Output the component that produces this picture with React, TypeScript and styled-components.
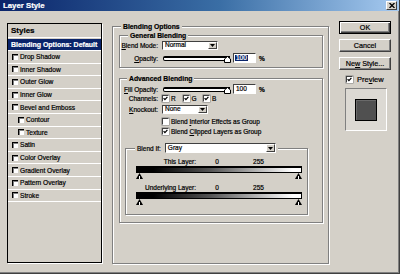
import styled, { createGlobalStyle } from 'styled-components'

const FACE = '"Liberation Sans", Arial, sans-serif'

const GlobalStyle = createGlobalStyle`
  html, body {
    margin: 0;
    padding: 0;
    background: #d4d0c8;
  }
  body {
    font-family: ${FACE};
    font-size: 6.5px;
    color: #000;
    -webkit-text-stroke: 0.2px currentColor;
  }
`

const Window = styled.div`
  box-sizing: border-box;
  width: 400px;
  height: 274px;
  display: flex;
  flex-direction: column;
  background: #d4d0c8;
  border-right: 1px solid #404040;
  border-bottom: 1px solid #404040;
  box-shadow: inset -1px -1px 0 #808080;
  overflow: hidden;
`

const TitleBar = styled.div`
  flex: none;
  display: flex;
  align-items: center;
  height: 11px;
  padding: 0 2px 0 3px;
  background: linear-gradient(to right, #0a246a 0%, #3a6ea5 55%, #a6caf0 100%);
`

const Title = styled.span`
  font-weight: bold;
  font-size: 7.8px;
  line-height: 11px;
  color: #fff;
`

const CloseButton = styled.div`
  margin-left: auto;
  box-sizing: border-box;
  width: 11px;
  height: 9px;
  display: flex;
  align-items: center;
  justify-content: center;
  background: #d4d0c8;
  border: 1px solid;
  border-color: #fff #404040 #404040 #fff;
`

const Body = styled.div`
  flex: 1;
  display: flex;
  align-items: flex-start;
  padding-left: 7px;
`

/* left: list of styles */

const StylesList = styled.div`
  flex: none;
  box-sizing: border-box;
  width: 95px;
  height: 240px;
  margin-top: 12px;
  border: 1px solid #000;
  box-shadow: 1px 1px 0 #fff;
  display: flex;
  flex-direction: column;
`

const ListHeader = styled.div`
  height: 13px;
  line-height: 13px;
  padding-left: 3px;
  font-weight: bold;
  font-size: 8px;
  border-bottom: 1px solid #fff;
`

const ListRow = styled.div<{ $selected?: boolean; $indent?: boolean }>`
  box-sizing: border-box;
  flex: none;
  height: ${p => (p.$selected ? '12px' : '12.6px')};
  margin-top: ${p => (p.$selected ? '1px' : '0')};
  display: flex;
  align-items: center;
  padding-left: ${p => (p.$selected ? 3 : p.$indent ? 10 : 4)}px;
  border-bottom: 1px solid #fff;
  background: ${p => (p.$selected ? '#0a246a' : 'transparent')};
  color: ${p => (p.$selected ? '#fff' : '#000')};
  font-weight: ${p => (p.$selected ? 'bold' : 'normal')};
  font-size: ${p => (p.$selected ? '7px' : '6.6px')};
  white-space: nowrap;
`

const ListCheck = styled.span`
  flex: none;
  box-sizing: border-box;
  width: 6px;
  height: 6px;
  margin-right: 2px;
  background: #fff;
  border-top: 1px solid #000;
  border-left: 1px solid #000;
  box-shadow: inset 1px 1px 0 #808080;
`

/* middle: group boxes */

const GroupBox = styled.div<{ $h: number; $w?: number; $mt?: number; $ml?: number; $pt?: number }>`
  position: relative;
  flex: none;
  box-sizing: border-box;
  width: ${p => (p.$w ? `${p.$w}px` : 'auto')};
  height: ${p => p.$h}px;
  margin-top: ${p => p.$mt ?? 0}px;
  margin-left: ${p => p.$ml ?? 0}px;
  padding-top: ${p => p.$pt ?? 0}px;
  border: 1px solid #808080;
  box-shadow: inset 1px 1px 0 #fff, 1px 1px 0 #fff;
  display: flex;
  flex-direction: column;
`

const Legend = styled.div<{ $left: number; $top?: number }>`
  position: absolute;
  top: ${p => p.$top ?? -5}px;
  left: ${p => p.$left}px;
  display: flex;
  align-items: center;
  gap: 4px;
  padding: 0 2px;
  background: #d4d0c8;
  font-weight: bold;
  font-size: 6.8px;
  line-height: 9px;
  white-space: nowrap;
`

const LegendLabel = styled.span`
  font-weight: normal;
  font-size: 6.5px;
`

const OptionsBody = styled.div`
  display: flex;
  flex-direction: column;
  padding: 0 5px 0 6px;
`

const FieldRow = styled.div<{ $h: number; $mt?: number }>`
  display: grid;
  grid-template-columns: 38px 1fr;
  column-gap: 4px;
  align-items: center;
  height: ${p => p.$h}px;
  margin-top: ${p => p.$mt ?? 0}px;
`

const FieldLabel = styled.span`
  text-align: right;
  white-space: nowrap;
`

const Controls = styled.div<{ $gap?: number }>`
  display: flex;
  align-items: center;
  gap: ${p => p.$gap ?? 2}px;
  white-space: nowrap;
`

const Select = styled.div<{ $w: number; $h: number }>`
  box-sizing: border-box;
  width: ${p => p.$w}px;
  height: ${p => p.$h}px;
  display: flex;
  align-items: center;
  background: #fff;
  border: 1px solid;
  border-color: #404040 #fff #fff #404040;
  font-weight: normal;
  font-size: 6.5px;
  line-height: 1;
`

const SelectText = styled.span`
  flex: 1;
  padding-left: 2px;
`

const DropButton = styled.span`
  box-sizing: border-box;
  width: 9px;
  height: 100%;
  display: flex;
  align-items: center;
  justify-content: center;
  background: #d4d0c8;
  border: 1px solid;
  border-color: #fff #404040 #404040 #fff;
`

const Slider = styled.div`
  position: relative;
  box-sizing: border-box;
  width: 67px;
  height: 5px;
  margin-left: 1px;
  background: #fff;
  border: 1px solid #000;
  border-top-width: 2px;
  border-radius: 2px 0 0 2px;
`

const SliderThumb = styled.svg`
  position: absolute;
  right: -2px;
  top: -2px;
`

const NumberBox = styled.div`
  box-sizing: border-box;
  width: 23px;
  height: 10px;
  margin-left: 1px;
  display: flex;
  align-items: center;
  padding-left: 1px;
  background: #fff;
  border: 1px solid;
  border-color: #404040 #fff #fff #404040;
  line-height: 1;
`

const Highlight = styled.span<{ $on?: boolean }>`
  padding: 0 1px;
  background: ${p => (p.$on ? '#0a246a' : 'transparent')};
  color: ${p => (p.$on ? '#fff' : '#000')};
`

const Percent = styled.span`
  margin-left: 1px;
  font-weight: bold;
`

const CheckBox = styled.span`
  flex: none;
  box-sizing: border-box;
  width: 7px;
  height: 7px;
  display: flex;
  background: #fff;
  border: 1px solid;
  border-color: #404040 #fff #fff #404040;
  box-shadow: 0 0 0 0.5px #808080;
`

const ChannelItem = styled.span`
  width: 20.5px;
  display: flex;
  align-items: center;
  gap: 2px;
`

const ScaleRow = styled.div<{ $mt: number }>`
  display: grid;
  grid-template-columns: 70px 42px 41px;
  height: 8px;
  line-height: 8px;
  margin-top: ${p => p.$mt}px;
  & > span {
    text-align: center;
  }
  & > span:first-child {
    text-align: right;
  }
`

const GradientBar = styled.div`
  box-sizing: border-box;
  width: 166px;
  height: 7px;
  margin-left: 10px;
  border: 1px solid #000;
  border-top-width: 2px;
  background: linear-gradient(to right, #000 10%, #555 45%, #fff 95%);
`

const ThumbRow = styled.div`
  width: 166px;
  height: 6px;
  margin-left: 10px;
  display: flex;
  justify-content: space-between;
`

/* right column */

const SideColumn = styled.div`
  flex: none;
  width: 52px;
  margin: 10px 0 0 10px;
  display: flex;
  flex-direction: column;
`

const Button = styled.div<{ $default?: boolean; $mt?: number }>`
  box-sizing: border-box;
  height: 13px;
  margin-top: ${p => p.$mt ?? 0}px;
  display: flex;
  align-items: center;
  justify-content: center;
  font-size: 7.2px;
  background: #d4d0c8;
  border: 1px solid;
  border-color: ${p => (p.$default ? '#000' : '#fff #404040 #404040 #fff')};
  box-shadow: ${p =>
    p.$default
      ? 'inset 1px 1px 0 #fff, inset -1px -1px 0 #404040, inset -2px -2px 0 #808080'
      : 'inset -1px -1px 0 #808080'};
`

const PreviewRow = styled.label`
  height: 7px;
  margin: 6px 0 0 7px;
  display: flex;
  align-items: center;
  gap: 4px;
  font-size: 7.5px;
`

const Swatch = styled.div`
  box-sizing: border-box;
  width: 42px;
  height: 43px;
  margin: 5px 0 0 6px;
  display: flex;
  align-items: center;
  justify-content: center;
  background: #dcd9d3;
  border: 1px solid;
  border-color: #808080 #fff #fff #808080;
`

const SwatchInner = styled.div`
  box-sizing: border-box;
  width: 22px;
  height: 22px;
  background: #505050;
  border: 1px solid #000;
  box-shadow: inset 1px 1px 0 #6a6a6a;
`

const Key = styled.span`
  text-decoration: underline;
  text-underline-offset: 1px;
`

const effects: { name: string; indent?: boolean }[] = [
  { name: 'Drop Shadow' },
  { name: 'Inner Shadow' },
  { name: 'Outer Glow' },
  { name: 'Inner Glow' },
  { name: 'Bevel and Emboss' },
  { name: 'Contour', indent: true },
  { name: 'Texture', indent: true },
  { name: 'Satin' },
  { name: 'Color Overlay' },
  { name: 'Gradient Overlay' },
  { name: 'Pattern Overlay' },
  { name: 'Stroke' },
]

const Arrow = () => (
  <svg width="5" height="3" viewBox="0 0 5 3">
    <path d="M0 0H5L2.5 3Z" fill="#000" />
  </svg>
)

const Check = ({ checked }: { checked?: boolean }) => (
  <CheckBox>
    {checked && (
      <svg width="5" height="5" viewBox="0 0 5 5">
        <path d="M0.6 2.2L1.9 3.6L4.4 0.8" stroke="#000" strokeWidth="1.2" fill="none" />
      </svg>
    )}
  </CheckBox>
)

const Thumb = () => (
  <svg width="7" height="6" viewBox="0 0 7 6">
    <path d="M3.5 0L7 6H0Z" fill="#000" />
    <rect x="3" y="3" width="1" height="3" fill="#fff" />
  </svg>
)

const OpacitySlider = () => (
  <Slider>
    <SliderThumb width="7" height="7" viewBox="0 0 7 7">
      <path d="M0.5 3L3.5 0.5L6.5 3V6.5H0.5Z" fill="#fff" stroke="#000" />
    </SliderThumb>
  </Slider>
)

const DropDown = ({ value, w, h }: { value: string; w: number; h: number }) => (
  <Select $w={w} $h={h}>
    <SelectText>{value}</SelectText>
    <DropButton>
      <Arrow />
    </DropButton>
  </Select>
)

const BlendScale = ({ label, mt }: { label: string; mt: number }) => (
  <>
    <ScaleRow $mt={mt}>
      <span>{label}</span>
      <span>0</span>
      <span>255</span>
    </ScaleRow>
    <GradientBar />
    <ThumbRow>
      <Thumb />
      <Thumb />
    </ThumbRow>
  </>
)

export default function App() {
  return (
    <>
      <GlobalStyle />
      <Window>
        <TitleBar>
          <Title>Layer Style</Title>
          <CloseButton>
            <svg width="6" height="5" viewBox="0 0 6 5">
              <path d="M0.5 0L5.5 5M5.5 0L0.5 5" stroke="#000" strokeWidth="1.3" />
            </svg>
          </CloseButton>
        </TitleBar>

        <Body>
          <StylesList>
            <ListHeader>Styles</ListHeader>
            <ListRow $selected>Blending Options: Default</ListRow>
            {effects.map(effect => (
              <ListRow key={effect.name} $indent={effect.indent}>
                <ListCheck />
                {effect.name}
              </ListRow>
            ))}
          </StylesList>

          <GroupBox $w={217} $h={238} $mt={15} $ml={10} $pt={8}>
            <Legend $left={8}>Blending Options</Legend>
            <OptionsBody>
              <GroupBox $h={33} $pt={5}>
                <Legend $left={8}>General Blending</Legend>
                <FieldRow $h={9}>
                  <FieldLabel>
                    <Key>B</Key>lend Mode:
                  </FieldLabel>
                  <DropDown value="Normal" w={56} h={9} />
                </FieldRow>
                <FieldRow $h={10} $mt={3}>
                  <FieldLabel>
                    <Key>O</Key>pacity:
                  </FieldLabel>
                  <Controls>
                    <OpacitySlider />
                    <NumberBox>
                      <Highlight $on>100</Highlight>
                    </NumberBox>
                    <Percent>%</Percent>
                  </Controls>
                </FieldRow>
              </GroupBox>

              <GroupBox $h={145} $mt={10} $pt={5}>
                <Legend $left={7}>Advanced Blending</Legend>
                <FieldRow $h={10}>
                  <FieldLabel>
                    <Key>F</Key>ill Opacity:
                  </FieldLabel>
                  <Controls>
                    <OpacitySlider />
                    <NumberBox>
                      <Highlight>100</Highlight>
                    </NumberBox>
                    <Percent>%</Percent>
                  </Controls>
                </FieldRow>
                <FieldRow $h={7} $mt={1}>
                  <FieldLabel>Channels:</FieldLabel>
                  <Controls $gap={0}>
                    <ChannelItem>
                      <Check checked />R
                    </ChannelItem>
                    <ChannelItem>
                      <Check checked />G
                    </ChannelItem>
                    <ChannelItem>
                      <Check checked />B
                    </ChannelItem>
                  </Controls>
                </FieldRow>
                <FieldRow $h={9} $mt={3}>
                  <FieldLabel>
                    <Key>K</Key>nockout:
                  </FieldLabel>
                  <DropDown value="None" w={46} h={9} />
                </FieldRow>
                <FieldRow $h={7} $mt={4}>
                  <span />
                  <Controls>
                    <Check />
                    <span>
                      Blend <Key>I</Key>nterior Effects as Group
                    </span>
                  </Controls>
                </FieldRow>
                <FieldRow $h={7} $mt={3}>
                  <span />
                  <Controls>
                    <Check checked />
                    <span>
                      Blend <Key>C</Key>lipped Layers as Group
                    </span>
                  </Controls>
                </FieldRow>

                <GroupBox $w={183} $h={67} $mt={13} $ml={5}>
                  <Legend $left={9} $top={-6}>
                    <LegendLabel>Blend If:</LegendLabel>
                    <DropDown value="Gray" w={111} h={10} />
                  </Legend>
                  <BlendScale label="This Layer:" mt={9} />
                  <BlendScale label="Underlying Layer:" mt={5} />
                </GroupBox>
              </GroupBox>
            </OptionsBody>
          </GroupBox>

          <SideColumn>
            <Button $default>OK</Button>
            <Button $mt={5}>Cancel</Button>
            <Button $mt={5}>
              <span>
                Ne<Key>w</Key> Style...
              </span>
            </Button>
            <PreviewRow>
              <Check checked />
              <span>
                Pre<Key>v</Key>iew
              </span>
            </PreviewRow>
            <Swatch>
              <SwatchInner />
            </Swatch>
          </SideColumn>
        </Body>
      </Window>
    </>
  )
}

=-=-=

= EXERCISE DESCRIPTION =
Repeat only the lines between the start of the data and the line with "of styles */", including those two lines, and skip the pictures.

= ANSWER TO THE EXERCISE =
Output the component that produces this picture with React, TypeScript and styled-components.
import styled, { createGlobalStyle } from 'styled-components'

const FACE = '"Liberation Sans", Arial, sans-serif'

const GlobalStyle = createGlobalStyle`
  html, body {
    margin: 0;
    padding: 0;
    background: #d4d0c8;
  }
  body {
    font-family: ${FACE};
    font-size: 6.5px;
    color: #000;
    -webkit-text-stroke: 0.2px currentColor;
  }
`

const Window = styled.div`
  box-sizing: border-box;
  width: 400px;
  height: 274px;
  display: flex;
  flex-direction: column;
  background: #d4d0c8;
  border-right: 1px solid #404040;
  border-bottom: 1px solid #404040;
  box-shadow: inset -1px -1px 0 #808080;
  overflow: hidden;
`

const TitleBar = styled.div`
  flex: none;
  display: flex;
  align-items: center;
  height: 11px;
  padding: 0 2px 0 3px;
  background: linear-gradient(to right, #0a246a 0%, #3a6ea5 55%, #a6caf0 100%);
`

const Title = styled.span`
  font-weight: bold;
  font-size: 7.8px;
  line-height: 11px;
  color: #fff;
`

const CloseButton = styled.div`
  margin-left: auto;
  box-sizing: border-box;
  width: 11px;
  height: 9px;
  display: flex;
  align-items: center;
  justify-content: center;
  background: #d4d0c8;
  border: 1px solid;
  border-color: #fff #404040 #404040 #fff;
`

const Body = styled.div`
  flex: 1;
  display: flex;
  align-items: flex-start;
  padding-left: 7px;
`

/* left: list of styles */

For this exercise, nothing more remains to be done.